__What is being asked__: Identify each line holding the string "components" and copy it.

__Available data__:
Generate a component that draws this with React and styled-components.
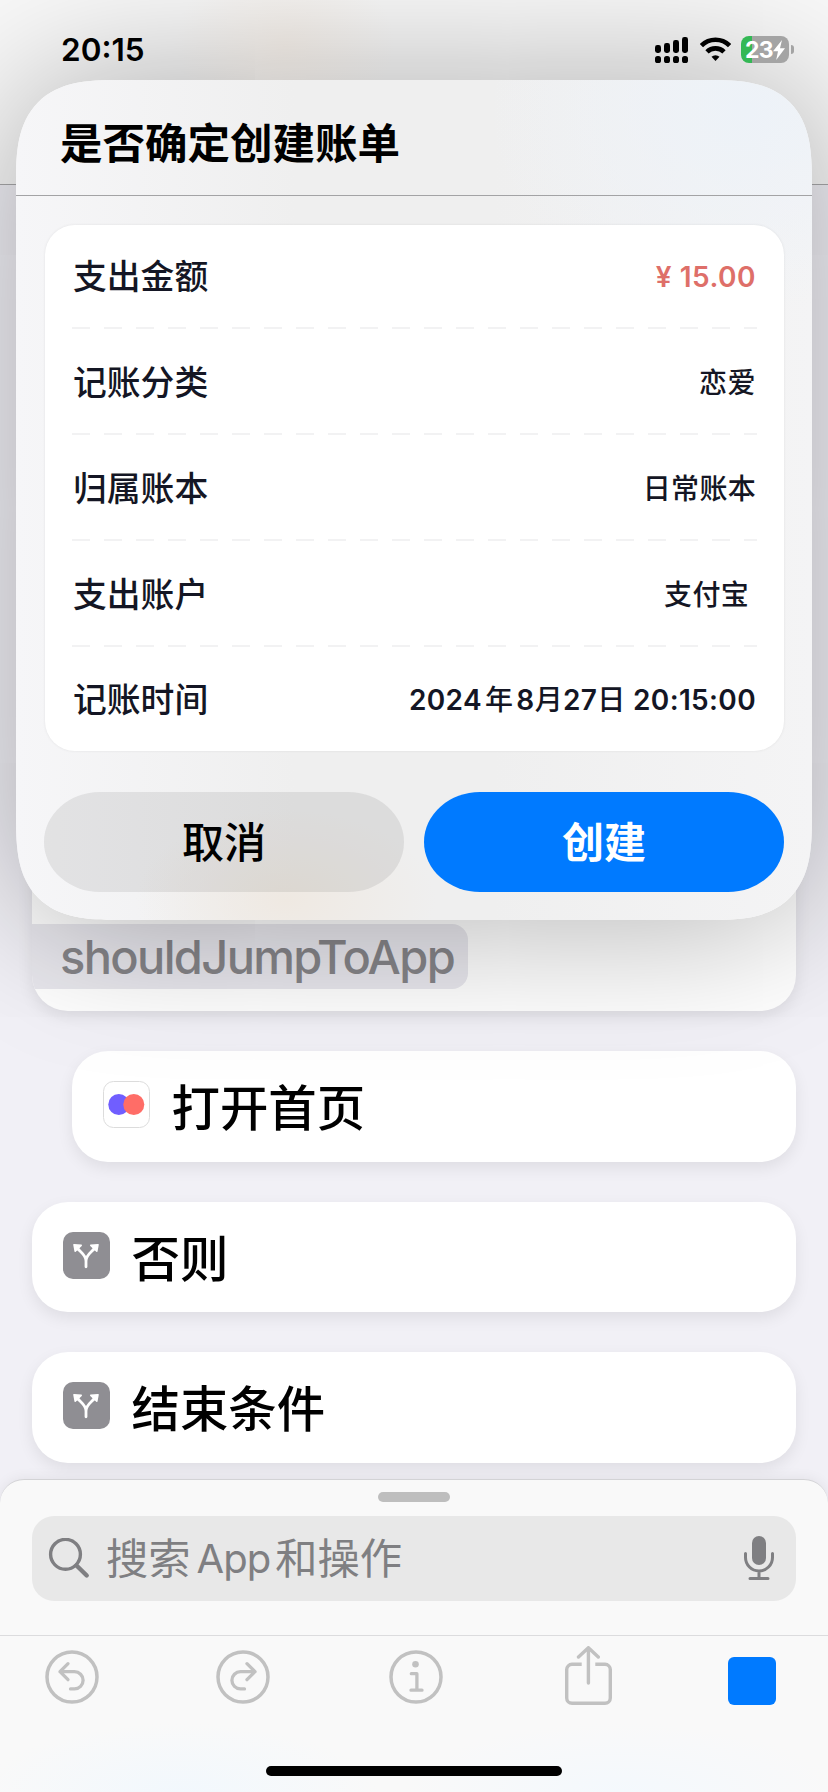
import React from "react";
import styled, { createGlobalStyle } from "styled-components";

const GlobalStyle = createGlobalStyle`
  * {
    box-sizing: border-box;
  }
  body {
    margin: 0;
    font-family: Inter, "Noto Sans CJK SC", sans-serif;
    color: #000;
  }
`;

const Screen = styled.div`
  position: relative;
  display: flex;
  flex-direction: column;
  width: 828px;
  height: 1792px;
  overflow: hidden;
  background: #f1f0f6;
`;

const NavBackdrop = styled.div`
  flex: none;
  height: 185px;
  background: #f8f8f8;
  border-bottom: 1px solid #a8a8aa;
`;

const ActionList = styled.div`
  flex: 1;
  display: flex;
  flex-direction: column;
  gap: 40px;
  padding: 40px 32px 16px;
`;

const ActionCard = styled.div`
  display: flex;
  align-items: flex-start;
  gap: 21.5px;
  height: 110.6px;
  margin-left: ${(p) => (p.$nested ? 40 : 0)}px;
  padding: 30px 0 0 31px;
  border-radius: 36px;
  background: #fff;
  box-shadow: 0 6px 16px rgba(0, 0, 0, 0.08);
`;

const ConditionCard = styled(ActionCard)`
  align-items: flex-end;
  height: 786px;
  padding: 0 0 22px;
  overflow: hidden;
`;

const VariableChip = styled.div`
  width: 436px;
  height: 65px;
  padding-left: 28px;
  border-radius: 0 16px 16px 0;
  background: #e9e8ee;
  color: #868589;
  font-size: 47px;
  font-weight: 500;
  line-height: 66px;
  letter-spacing: -1.65px;
`;

const ActionTitle = styled.div`
  font-size: 48.4px;
  font-weight: 500;
  line-height: 60px;
  margin-top: -2px;
`;

const Sheet = styled.div`
  flex: none;
  display: flex;
  flex-direction: column;
  align-items: center;
  height: 313px;
  border-top: 1px solid #d3d3d6;
  border-radius: 24px 24px 0 0;
  background: radial-gradient(ellipse 200px 70px at 180px 313px, #f2f8fd, transparent),
    radial-gradient(ellipse 220px 70px at 620px 313px, #f4f9fd, transparent), #f9f9f9;
  box-shadow: 0 0 14px rgba(0, 0, 0, 0.07);
`;

const Grabber = styled.div`
  width: 72px;
  height: 10px;
  margin-top: 12px;
  border-radius: 5px;
  background: #bebebe;
`;

const SearchField = styled.div`
  display: flex;
  align-items: center;
  width: 764px;
  height: 85px;
  margin-top: 14px;
  padding: 0 22px 0 16px;
  border-radius: 22px;
  background: #e8e8e8;
  color: #7f7f82;
`;

const Placeholder = styled.div`
  flex: 1;
  display: flex;
  gap: 5px;
  padding-left: 16px;
  font-size: 42.3px;
  font-weight: 400;
  line-height: 60px;
`;

const PlaceholderLatin = styled.span`
  padding-left: 1px;
  font-size: 40px;
  letter-spacing: -1px;
`;

const Toolbar = styled.div`
  display: grid;
  grid-template-columns: 171px 173px 176px 163px 48px;
  align-items: end;
  width: 828px;
  height: 70px;
  margin-top: 34px;
  padding-left: 45px;
  border-top: 1px solid #dcdcde;
  color: #c1c1c1;
`;

const StopButton = styled.div`
  width: 48px;
  height: 48px;
  border-radius: 6px;
  background: #007aff;
`;

const HomeIndicator = styled.div`
  width: 296px;
  height: 10px;
  margin-top: 61px;
  border-radius: 5px;
  background: #000;
`;

const Dialog = styled.div`
  position: absolute;
  top: 80px;
  left: 16px;
  width: 796px;
  height: 840px;
  border-radius: 76px;
  background: radial-gradient(ellipse 150px 90px at 270px 820px, #efe9e2, transparent),
    radial-gradient(ellipse 260px 200px at 730px 30px, #edf2f8, transparent),
    linear-gradient(90deg, #f6f6f8 0, #efefef 35%, #efefef 60%, #f4f4f5 100%);
  box-shadow: 0 4px 150px rgba(0, 0, 0, 0.33);
  @supports (corner-shape: squircle) {
    border-radius: 102px;
    corner-shape: superellipse(1.5);
  }
`;

const DialogTitle = styled.div`
  height: 116px;
  padding: 33px 0 0 44px;
  border-bottom: 1px solid #a3a3a5;
  font-size: 42.5px;
  font-weight: 600;
  line-height: 62px;
`;

const DetailCard = styled.div`
  width: 739px;
  height: 526px;
  margin: 29px 0 0 29px;
  padding: 0 27px;
  border-radius: 30px;
  background: #fff;
  box-shadow: 0 0 3px rgba(0, 0, 0, 0.08);
`;

const DetailRow = styled.div`
  display: flex;
  align-items: center;
  justify-content: space-between;
  height: 106px;
  padding: 1px 1px 0;
  color: #141624;
  background: repeating-linear-gradient(90deg, #f2f2f3 0 18px, transparent 18px 32px) bottom / 100% 2px
    no-repeat;
  &:first-child {
    height: 104px;
    padding: 0 1px 1px;
  }
  &:last-child {
    height: 104px;
    padding-top: 2px;
    background: none;
  }
`;

const DetailLabel = styled.div`
  font-size: 33.8px;
  font-weight: 500;
  line-height: 48px;
`;

const DetailValue = styled.div`
  font-size: 28px;
  font-weight: 500;
  line-height: 40px;
  letter-spacing: ${(p) => p.$spacing || 0}px;
  padding-right: ${(p) => p.$inset || 0}px;
  color: ${(p) => p.$color || "inherit"};
`;

const Digits = styled.span`
  font-weight: 600;
`;

const DateUnit = styled.span`
  padding: 0 ${(p) => p.$gap}px;
`;

const DialogButtons = styled.div`
  display: flex;
  gap: 20px;
  padding: 41px 28px 0;
`;

const DialogButton = styled.button`
  flex: 1;
  height: 100px;
  padding: 2px 0 0;
  border: 0;
  border-radius: 56px / 50px;
  background: ${(p) => (p.$primary ? "#007aff" : "rgba(60, 60, 60, 0.1)")};
  color: ${(p) => (p.$primary ? "#fff" : "#000")};
  font-family: inherit;
  font-size: 42px;
  font-weight: ${(p) => (p.$primary ? 600 : 500)};
  line-height: 60px;
`;

const StatusBar = styled.div`
  position: absolute;
  top: 0;
  left: 0;
  display: flex;
  align-items: flex-start;
  justify-content: space-between;
  width: 828px;
  height: 80px;
  padding: 36px 34px 0 61px;
  background: radial-gradient(ellipse 110px 90px at 285px 45px, rgba(226, 208, 190, 0.28), transparent);
`;

const Clock = styled.div`
  font-size: 31.5px;
  font-weight: 600;
  line-height: 28px;
`;

const StatusIcons = styled.div`
  display: flex;
  gap: 10px;
`;

const Battery = styled.div`
  display: flex;
  align-items: center;
  justify-content: center;
  width: 48px;
  height: 27px;
  border-radius: 8px;
  background: linear-gradient(90deg, #34b855 11px, #a4a4a4 11px);
  color: #fff;
  font-size: 23px;
  font-weight: 700;
  letter-spacing: -0.7px;
`;

const BatteryGroup = styled.div`
  display: flex;
  align-items: center;
  height: 27px;
  gap: 2px;
`;

const BatteryTip = styled.div`
  width: 3px;
  height: 9px;
  border-radius: 0 4px 4px 0;
  background: #a4a4a4;
`;

const SignalIcon = () => (
  <svg width="35" height="27" viewBox="0 0 35 27">
    {[9, 7, 4, 1].map((y, i) => (
      <g key={y}>
        <rect x={i * 9} y={y} width="6" height={17 - y} rx="2.4" />
        <rect x={i * 9} y="20" width="6" height="7" rx="2.6" />
      </g>
    ))}
  </svg>
);

const WifiIcon = () => (
  <svg width="31" height="27" viewBox="0 0 31 27" fill="none" stroke="#000" strokeWidth="4.6">
    <path d="M1.4 9.6a20 20 0 0 1 28.2 0" />
    <path d="M7 15.9a12 12 0 0 1 17 0" />
    <path d="M15.5 25l-4-4.2a5.8 5.8 0 0 1 8 0z" fill="#000" stroke="none" />
  </svg>
);

const BoltIcon = () => (
  <svg width="12" height="20" viewBox="0 0 12 20">
    <path d="M9 0L0 11.2h5L3.2 20 12 8.2H7z" fill="#fff" />
  </svg>
);

const AppIcon = () => (
  <svg width="47" height="47" viewBox="0 0 47 47">
    <rect x="0.5" y="0.5" width="46" height="46" rx="10" fill="#fff" stroke="#dcdcdc" />
    <circle cx="15.8" cy="23.5" r="10.5" fill="#705eff" />
    <circle cx="30.8" cy="23.5" r="10.5" fill="#ff6d67" />
  </svg>
);

const BranchIcon = () => (
  <svg width="47" height="47" viewBox="0 0 47 47">
    <rect width="47" height="47" rx="10" fill="#8f8e93" />
    <path
      d="M23 34.8V29C23 23 18 20.5 14 16M23 29C23 23 28 20.5 32 16"
      fill="none"
      stroke="#fff"
      strokeWidth="2.8"
      strokeLinecap="round"
    />
    <path
      d="M11 12.7l7.2.6-6 5.8zM35 12.7l-7.2.6 6 5.8z"
      fill="#fff"
      stroke="#fff"
      strokeWidth="1.6"
      strokeLinejoin="round"
    />
  </svg>
);

const SearchIcon = () => (
  <svg width="42" height="42" viewBox="0 0 42 42" fill="none" stroke="currentColor" strokeLinecap="round">
    <circle cx="17.5" cy="16.3" r="14.9" strokeWidth="3.4" />
    <path d="M28.5 27.5L38.7 37.5" strokeWidth="4.4" />
  </svg>
);

const MicIcon = () => (
  <svg width="30" height="45" viewBox="0 0 30 45" fill="none" stroke="currentColor" strokeLinecap="round" strokeWidth="3">
    <rect x="8" y="0" width="14" height="29" rx="7" fill="currentColor" stroke="none" />
    <path d="M1.5 17.5v4a13.5 13.5 0 0 0 27 0v-4M15 35.5v7M6 42.5h18" />
  </svg>
);

const ArrowCircleIcon = ({ flip }) => (
  <svg width="54" height="54" viewBox="0 0 54 54" fill="none" stroke="currentColor" strokeWidth="3.3" strokeLinecap="round" strokeLinejoin="round">
    <circle cx="27" cy="27" r="25" strokeWidth="3.5" />
    <path
      d="M23 13.7l-8 8 8 8M15 21.7h14.5a8.6 8.6 0 0 1 0 17.2H25.5"
      transform={flip ? "translate(54 0) scale(-1 1)" : undefined}
    />
  </svg>
);

const InfoIcon = () => (
  <svg width="54" height="54" viewBox="0 0 54 54" fill="none" stroke="currentColor" strokeWidth="3.3" strokeLinecap="round" strokeLinejoin="round">
    <circle cx="27" cy="27" r="25" strokeWidth="3.5" />
    <circle cx="26.5" cy="14.3" r="3.3" fill="currentColor" stroke="none" />
    <path d="M22.3 23.7h5.6v16.3M22 40.2h11" />
  </svg>
);

const ShareIcon = () => (
  <svg width="47" height="59" viewBox="0 0 47 59" fill="none" stroke="currentColor" strokeWidth="3.4" strokeLinejoin="round">
    <path d="M16.7 18.3H7a5.3 5.3 0 0 0-5.3 5.3V52A5.3 5.3 0 0 0 7 57.3h33a5.3 5.3 0 0 0 5.3-5.3V23.6a5.3 5.3 0 0 0-5.3-5.3h-9.7" />
    <path d="M23.4 2v35M13.5 11l9.9-9.3 9.9 9.3" strokeLinecap="round" />
  </svg>
);

const ToolbarItem = styled.div`
  display: flex;
  padding-bottom: ${(p) => p.$lift || 0}px;
`;

const details = [
  { label: "支出金额", value: <Digits>¥ 15.00</Digits>, color: "#de6f69", spacing: 0.5 },
  { label: "记账分类", value: "恋爱", spacing: 0.5 },
  { label: "归属账本", value: "日常账本", spacing: 0.3 },
  { label: "支出账户", value: "支付宝", spacing: 0.3, inset: 7 },
  {
    label: "记账时间",
    value: (
      <>
        <Digits>2024</Digits>
        <DateUnit $gap={3}>年</DateUnit>
        <Digits>8</Digits>
        <DateUnit $gap={0}>月</DateUnit>
        <Digits>27</Digits>
        <DateUnit $gap={0}>日</DateUnit>
        <Digits> 20:15:00</Digits>
      </>
    ),
    spacing: 0.35,
  },
];

const App = () => {
  return (
    <>
      <GlobalStyle />
      <Screen>
        <NavBackdrop />
        <ActionList>
          <ConditionCard>
            <VariableChip>shouldJumpToApp</VariableChip>
          </ConditionCard>
          <ActionCard $nested>
            <AppIcon />
            <ActionTitle>打开首页</ActionTitle>
          </ActionCard>
          <ActionCard>
            <BranchIcon />
            <ActionTitle>否则</ActionTitle>
          </ActionCard>
          <ActionCard>
            <BranchIcon />
            <ActionTitle>结束条件</ActionTitle>
          </ActionCard>
        </ActionList>
        <Sheet>
          <Grabber />
          <SearchField>
            <SearchIcon />
            <Placeholder>
              <span>搜索</span>
              <PlaceholderLatin>App</PlaceholderLatin>
              <span>和操作</span>
            </Placeholder>
            <MicIcon />
          </SearchField>
          <Toolbar>
            <ToolbarItem $lift={1}>
              <ArrowCircleIcon />
            </ToolbarItem>
            <ToolbarItem $lift={1}>
              <ArrowCircleIcon flip />
            </ToolbarItem>
            <ToolbarItem $lift={1}>
              <InfoIcon />
            </ToolbarItem>
            <ToolbarItem>
              <ShareIcon />
            </ToolbarItem>
            <StopButton />
          </Toolbar>
          <HomeIndicator />
        </Sheet>
        <Dialog>
          <DialogTitle>是否确定创建账单</DialogTitle>
          <DetailCard>
            {details.map((d) => (
              <DetailRow key={d.label}>
                <DetailLabel>{d.label}</DetailLabel>
                <DetailValue $color={d.color} $spacing={d.spacing} $inset={d.inset}>
                  {d.value}
                </DetailValue>
              </DetailRow>
            ))}
          </DetailCard>
          <DialogButtons>
            <DialogButton>取消</DialogButton>
            <DialogButton $primary>创建</DialogButton>
          </DialogButtons>
        </Dialog>
        <StatusBar>
          <Clock>20:15</Clock>
          <StatusIcons>
            <SignalIcon />
            <WifiIcon />
            <BatteryGroup>
              <Battery>
                23
                <BoltIcon />
              </Battery>
              <BatteryTip />
            </BatteryGroup>
          </StatusIcons>
        </StatusBar>
      </Screen>
    </>
  );
};

export default App;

__Exercise response__:
Generate a component that draws this with React and styled-components.
import styled, { createGlobalStyle } from "styled-components";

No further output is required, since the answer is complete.